**Work to complete**
Retype, exactly as they stand, the lines from the start of the data to the line that contains "type CellKind = 'plain'", both ends included. Leave the pictures out.

**Stored data**
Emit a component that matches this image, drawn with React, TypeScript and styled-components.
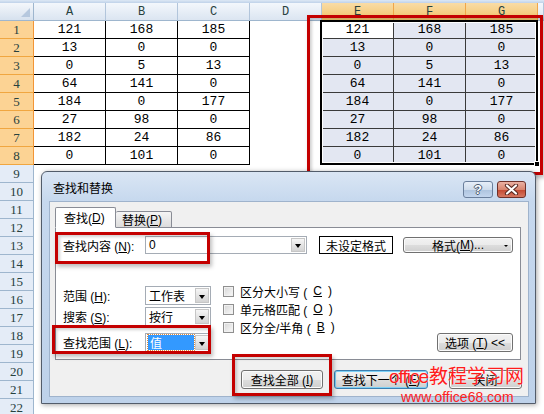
import React from 'react';
import styled, { createGlobalStyle } from 'styled-components';

const GlobalStyle = createGlobalStyle`
  html, body {
    margin: 0;
    padding: 0;
    background: #fff;
  }
  body {
    width: 544px;
    height: 414px;
    overflow: hidden;
    font-family: "Liberation Sans", "Noto Sans CJK SC", sans-serif;
  }
  * {
    box-sizing: border-box;
  }
`;

const COLS = ['A', 'B', 'C', 'D', 'E', 'F', 'G'];
const DATA = [
  [121, 168, 185],
  [13, 0, 0],
  [0, 5, 13],
  [64, 141, 0],
  [184, 0, 177],
  [27, 98, 0],
  [182, 24, 86],
  [0, 101, 0],
];
const ROWS = Array.from({ length: 22 }, (_, i) => i + 1);

type CellKind = 'plain' | 'boxed' | 'selected' | 'active';

const App = () => {
  return (
    <Page>
      <GlobalStyle />
      <Sheet>
        <TopBand />
        <Corner />
        {COLS.map((c, i) => (
          <ColHeader key={c} $on={i >= 4}>
            {c}
          </ColHeader>
        ))}
        <ColHeader />
        {ROWS.map((r) => (
          <React.Fragment key={r}>
            <RowHeader $on={r <= 8}>{r}</RowHeader>
            {COLS.map((c, ci) => {
              let kind: CellKind = 'plain';
              let value: number | null = null;
              if (r <= 8 && ci < 3) {
                kind = 'boxed';
                value = DATA[r - 1][ci];
              }
              if (r <= 8 && ci >= 4) {
                kind = r === 1 && ci === 4 ? 'active' : 'selected';
                value = DATA[r - 1][ci - 4];
              }
              return (
                <Cell key={c} $kind={kind}>
                  {value}
                  {kind === 'active' && (
                    <Selection>
                      <FillHandle />
                    </Selection>
                  )}
                </Cell>
              );
            })}
            <Cell $kind="plain" />
          </React.Fragment>
        ))}
      </Sheet>

      <Mark $x={307} $y={15} $w={236} $h={160} />

      <Dialog>
        <TitleBar>
          <Title>查找和替换</Title>
          <CaptionButtons>
            <HelpButton>?</HelpButton>
            <CloseButton>
              <svg width="15" height="11" viewBox="0 0 15 11">
                <path d="M3 1.5 L12 9.5 M12 1.5 L3 9.5" stroke="#5a2a22" strokeWidth="4.2" strokeLinecap="round" />
                <path d="M3 1.5 L12 9.5 M12 1.5 L3 9.5" stroke="#fff" strokeWidth="2.2" strokeLinecap="round" />
              </svg>
            </CloseButton>
          </CaptionButtons>
        </TitleBar>

        <Client>
          <Tabs>
            <Tab $active>
              查找(<Acc>D</Acc>)
            </Tab>
            <Tab>
              替换(<Acc>P</Acc>)
            </Tab>
          </Tabs>
          <Panel>
            <FindRow>
              <FieldLabel>
                查找内容 (<Acc>N</Acc>):
              </FieldLabel>
              <Combo $w={162}>
                <ComboText>0</ComboText>
                <DropButton />
              </Combo>
              <FormatPreview>未设定格式</FormatPreview>
              <Button $w={110} $h={16}>
                格式(<Acc>M</Acc>)...
                <Caret />
              </Button>
            </FindRow>

            <OptionsRow>
              <OptionFields>
                <FieldRow $gap={0}>
                  <FieldLabel>
                    范围 (<Acc>H</Acc>):
                  </FieldLabel>
                  <Combo $w={66}>
                    <ComboText>工作表</ComboText>
                    <DropButton />
                  </Combo>
                </FieldRow>
                <FieldRow $gap={2}>
                  <FieldLabel>
                    搜索 (<Acc>S</Acc>):
                  </FieldLabel>
                  <Combo $w={66}>
                    <ComboText>按行</ComboText>
                    <DropButton />
                  </Combo>
                </FieldRow>
                <FieldRow $gap={7}>
                  <FieldLabel>
                    查找范围 (<Acc>L</Acc>):
                  </FieldLabel>
                  <Combo $w={66}>
                    <Picked>值</Picked>
                    <DropButton />
                  </Combo>
                </FieldRow>
              </OptionFields>

              <Checks>
                <CheckRow>
                  <CheckBox />
                  区分大小写 (<Acc>C</Acc>)
                </CheckRow>
                <CheckRow>
                  <CheckBox />
                  单元格匹配 (<Acc>O</Acc>)
                </CheckRow>
                <CheckRow>
                  <CheckBox />
                  区分全/半角 (<Acc>B</Acc>)
                </CheckRow>
              </Checks>

              <OptionsButton $w={76} $h={19}>
                选项 (<Acc>T</Acc>) &lt;&lt;
              </OptionsButton>
            </OptionsRow>
          </Panel>

          <ButtonBar>
            <Button $w={82} $h={19}>
              查找全部 (<Acc>I</Acc>)
            </Button>
            <Button $w={94} $h={19} $focus>
              查找下一个 (<Acc>F</Acc>)
            </Button>
            <Button $w={73} $h={19}>
              关闭
            </Button>
          </ButtonBar>
        </Client>
      </Dialog>

      <Mark $x={55} $y={232} $w={155} $h={32} />
      <Mark $x={52} $y={325} $w={159} $h={29} />
      <Mark $x={232} $y={354} $w={100} $h={42} />

      <Watermark>
        <Latin>office</Latin>教程学习网
      </Watermark>
      <WatermarkUrl>www.office68.com</WatermarkUrl>
    </Page>
  );
};

export default App;

const Page = styled.div`
  position: relative;
  width: 544px;
  height: 414px;
  overflow: hidden;
  background: #fff;
`;

const Sheet = styled.div`
  display: grid;
  grid-template-columns: 34px repeat(7, 72px) 6px;
  grid-template-rows: 3px 18px repeat(22, 18px);
  font-family: "Liberation Mono", monospace;
`;

const TopBand = styled.div`
  grid-column: 1 / -1;
  background: linear-gradient(#dde8f5, #bfd2e9);
`;

const Corner = styled.div`
  position: relative;
  background: linear-gradient(#f4f7fb, #d6e1ee);
  border-right: 1px solid #9eb6ce;
  border-bottom: 1px solid #9eb6ce;

  &::after {
    content: '';
    position: absolute;
    right: 3px;
    bottom: 3px;
    border-left: 9px solid transparent;
    border-bottom: 9px solid #b6c8de;
  }
`;

const ColHeader = styled.div<{ $on?: boolean }>`
  display: flex;
  align-items: center;
  justify-content: center;
  font-size: 12px;
  color: #27413e;
  border-right: 1px solid ${({ $on }) => ($on ? '#f0a64a' : '#b2c5db')};
  border-bottom: 1px solid ${({ $on }) => ($on ? '#f29536' : '#9eb6ce')};
  background: ${({ $on }) =>
    $on
      ? 'linear-gradient(#f9dca6, #f3c46a)'
      : 'linear-gradient(#f3f7fc, #dbe5f1)'};
`;

const RowHeader = styled.div<{ $on?: boolean }>`
  display: flex;
  align-items: center;
  justify-content: center;
  font-family: "Liberation Serif", serif;
  font-size: 13px;
  color: #27413e;
  border-right: 1px solid ${({ $on }) => ($on ? '#f29536' : '#9eb6ce')};
  border-bottom: 1px solid ${({ $on }) => ($on ? '#f0a640' : '#9eb6ce')};
  background: ${({ $on }) => ($on ? '#fcd394' : '#e4ecf7')};
`;

const cellBorder: Record<CellKind, string> = {
  plain: 'transparent',
  boxed: '#000',
  selected: '#3a3a3a',
  active: '#3a3a3a',
};

const cellFill: Record<CellKind, string> = {
  plain: '#fff',
  boxed: '#fff',
  selected: '#e3e7f2',
  active: '#fff',
};

const Cell = styled.div<{ $kind: CellKind }>`
  position: ${({ $kind }) => ($kind === 'active' ? 'relative' : 'static')};
  display: flex;
  align-items: center;
  justify-content: center;
  font-size: 13px;
  color: #000;
  border-right: 1px solid ${({ $kind }) => cellBorder[$kind]};
  border-bottom: 1px solid ${({ $kind }) => cellBorder[$kind]};
  background: ${({ $kind }) => cellFill[$kind]};
`;

/* selection outline over E1:G8, anchored on the active cell */
const Selection = styled.div`
  position: absolute;
  left: -2px;
  top: -1px;
  width: 218px;
  height: 145px;
  border: 2px solid #000;
  box-shadow: inset 0 0 0 1px #fff;
  pointer-events: none;
`;

const FillHandle = styled.div`
  position: absolute;
  right: -4px;
  bottom: -4px;
  width: 6px;
  height: 6px;
  background: #000;
  border: 1px solid #fff;
`;

const Mark = styled.div<{ $x: number; $y: number; $w: number; $h: number }>`
  position: absolute;
  left: ${({ $x }) => $x}px;
  top: ${({ $y }) => $y}px;
  width: ${({ $w }) => $w}px;
  height: ${({ $h }) => $h}px;
  border: 3px solid #c40000;
  box-shadow: 2px 3px 4px rgba(0, 0, 0, 0.25),
    inset 2px 2px 3px rgba(0, 0, 0, 0.18);
  pointer-events: none;
`;

const Dialog = styled.div`
  position: absolute;
  left: 41px;
  top: 171px;
  width: 495px;
  height: 233px;
  display: flex;
  flex-direction: column;
  border: 1px solid #525c6a;
  border-radius: 6px 6px 0 0;
  background: linear-gradient(#dae6f4 0, #c6d8ee 29px, #bed2ea 100%);
  box-shadow: 1px 1px 5px rgba(0, 0, 0, 0.35);
`;

const TitleBar = styled.div`
  display: flex;
  justify-content: space-between;
  height: 29px;
  padding: 0 9px 0 11px;
`;

const Title = styled.div`
  padding-top: 9px;
  font-size: 12px;
  line-height: 17px;
  color: #000;
`;

const CaptionButtons = styled.div`
  display: flex;
  gap: 4px;
  margin-top: 9px;
`;

const HelpButton = styled.div`
  width: 30px;
  height: 17px;
  display: flex;
  align-items: center;
  justify-content: center;
  border: 1px solid #6a7f9c;
  border-radius: 3px;
  background: linear-gradient(#e6eef8 0%, #cfdcec 50%, #adc3de 51%, #c3d6ee 100%);
  font-family: "Liberation Sans", sans-serif;
  font-weight: bold;
  font-size: 13px;
  color: #fff;
  text-shadow: -1px 0 #4a5a70, 1px 0 #4a5a70, 0 -1px #4a5a70, 0 1px #4a5a70;
`;

const CloseButton = styled.div`
  width: 29px;
  height: 17px;
  display: flex;
  align-items: center;
  justify-content: center;
  border: 1px solid #6e3029;
  border-radius: 3px;
  background: linear-gradient(#eab1a3 0%, #d88670 50%, #c4472f 51%, #d57862 100%);
`;

const Client = styled.div`
  flex: 1;
  display: flex;
  flex-direction: column;
  margin: 0 6px 6px 7px;
  padding: 5px 0 0 5px;
  border: 1px solid #9fb3cc;
  background: #f0f0f0;
  font-size: 12px;
  color: #000;
`;

const Acc = styled.span`
  text-decoration: underline;
`;

const Tabs = styled.div`
  position: relative;
  z-index: 1;
  display: flex;
  align-items: flex-end;
  height: 21px;
  margin-bottom: -1px;
`;

const Tab = styled.div<{ $active?: boolean }>`
  display: flex;
  align-items: center;
  height: ${({ $active }) => ($active ? '21px' : '17px')};
  width: ${({ $active }) => ($active ? '61px' : '56px')};
  padding-left: ${({ $active }) => ($active ? '8px' : '6px')};
  border: 1px solid #898c95;
  border-left-width: ${({ $active }) => ($active ? '1px' : '0')};
  border-bottom-color: ${({ $active }) => ($active ? '#fff' : '#898c95')};
  border-radius: 2px 2px 0 0;
  background: ${({ $active }) =>
    $active ? '#fff' : 'linear-gradient(#f5f5f5, #dcdcdc)'};
`;

const Panel = styled.div`
  display: flex;
  flex-direction: column;
  width: 466px;
  height: 133px;
  border: 1px solid #898c95;
  background: #fff;
`;

const FindRow = styled.div`
  display: flex;
  align-items: center;
  height: 18px;
  margin-top: 8px;
  padding-left: 7px;
`;

const FieldLabel = styled.div`
  width: 82px;
  flex-shrink: 0;
  white-space: nowrap;
`;

const Combo = styled.div<{ $w: number }>`
  display: flex;
  align-items: center;
  width: ${({ $w }) => $w}px;
  height: 100%;
  padding-left: 2px;
  border: 1px solid #a5acb5;
  background: #fff;
`;

const ComboText = styled.span`
  padding-left: 1px;
`;

const Picked = styled.span`
  display: flex;
  align-items: center;
  width: 46px;
  height: 15px;
  padding-left: 2px;
  background: #3399ff;
  color: #fff;
  outline: 1px dotted #e08a3a;
`;

const DropButton = styled.div`
  position: relative;
  margin-left: auto;
  width: 14px;
  height: calc(100% - 2px);
  margin-right: 1px;
  border: 1px solid #c6c6c6;
  background: linear-gradient(#f6f6f6, #d3d3d3);

  &::after {
    content: '';
    position: absolute;
    left: 3px;
    top: 50%;
    margin-top: -1px;
    border-left: 3.5px solid transparent;
    border-right: 3.5px solid transparent;
    border-top: 4px solid #000;
  }
`;

const FormatPreview = styled.div`
  display: flex;
  align-items: center;
  justify-content: center;
  width: 74px;
  height: 18px;
  margin-left: 12px;
  border: 1px solid #000;
  background: #fff;
`;

const Button = styled.div<{ $w: number; $h: number; $focus?: boolean }>`
  position: relative;
  display: flex;
  align-items: center;
  justify-content: center;
  width: ${({ $w }) => $w}px;
  height: ${({ $h }) => $h}px;
  border: 1px solid ${({ $focus }) => ($focus ? '#3c7fb1' : '#707070')};
  border-radius: 3px;
  background: linear-gradient(#f2f2f2 0%, #ebebeb 50%, #dddddd 51%, #cfcfcf 100%);
  box-shadow: inset 0 0 0 1px ${({ $focus }) => ($focus ? '#7dd0f5' : '#fbfbfb')};
  white-space: nowrap;

  ${FindRow} & {
    margin-left: 10px;
  }
`;

const Caret = styled.span`
  position: absolute;
  right: 4px;
  top: 7px;
  border-left: 2px solid transparent;
  border-right: 2px solid transparent;
  border-top: 2px solid #000;
`;

const OptionsRow = styled.div`
  flex: 1;
  display: flex;
  margin-top: 28px;
  padding-left: 7px;
`;

const OptionFields = styled.div`
  display: flex;
  flex-direction: column;
  padding-top: 4px;
`;

const FieldRow = styled.div<{ $gap: number }>`
  display: flex;
  align-items: center;
  height: 19px;
  margin-top: ${({ $gap }) => $gap}px;
`;

const Checks = styled.div`
  display: flex;
  flex-direction: column;
  margin-left: 12px;
`;

const CheckRow = styled.div`
  display: flex;
  align-items: center;
  gap: 6px;
  height: 18px;
  white-space: nowrap;
`;

const CheckBox = styled.span`
  width: 11px;
  height: 11px;
  border: 1px solid #8f8f8f;
  background: linear-gradient(135deg, #d6d6d6, #f9f9f9);
  box-shadow: inset 0 0 0 1px #f1f1f1;
`;

const OptionsButton = styled(Button)`
  align-self: flex-end;
  margin: 0 7px 7px auto;
`;

const ButtonBar = styled.div`
  display: flex;
  justify-content: flex-end;
  gap: 11px;
  margin-top: 10px;
  padding-right: 6px;

  & > :last-child {
    margin-left: 10px;
  }
`;

const Watermark = styled.div`
  position: absolute;
  left: 389px;
  top: 364px;
  font-family: "Noto Sans CJK SC", sans-serif;
  font-size: 19px;
  line-height: 22px;
  color: #ff1c1c;
  white-space: nowrap;
  text-shadow: 0 0 1px #fff;
`;

const Latin = styled.span`
  font-family: "Liberation Sans", sans-serif;
  letter-spacing: -1px;
  margin-right: 1px;
`;

const WatermarkUrl = styled.div`
  position: absolute;
  left: 401px;
  top: 390px;
  font-family: "Liberation Sans", sans-serif;
  font-size: 14px;
  line-height: 14px;
  color: #ff2020;
  white-space: nowrap;
`;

**Solution for this task**
Emit a component that matches this image, drawn with React, TypeScript and styled-components.
import React from 'react';
import styled, { createGlobalStyle } from 'styled-components';

const GlobalStyle = createGlobalStyle`
  html, body {
    margin: 0;
    padding: 0;
    background: #fff;
  }
  body {
    width: 544px;
    height: 414px;
    overflow: hidden;
    font-family: "Liberation Sans", "Noto Sans CJK SC", sans-serif;
  }
  * {
    box-sizing: border-box;
  }
`;

const COLS = ['A', 'B', 'C', 'D', 'E', 'F', 'G'];
const DATA = [
  [121, 168, 185],
  [13, 0, 0],
  [0, 5, 13],
  [64, 141, 0],
  [184, 0, 177],
  [27, 98, 0],
  [182, 24, 86],
  [0, 101, 0],
];
const ROWS = Array.from({ length: 22 }, (_, i) => i + 1);

type CellKind = 'plain' | 'boxed' | 'selected' | 'active';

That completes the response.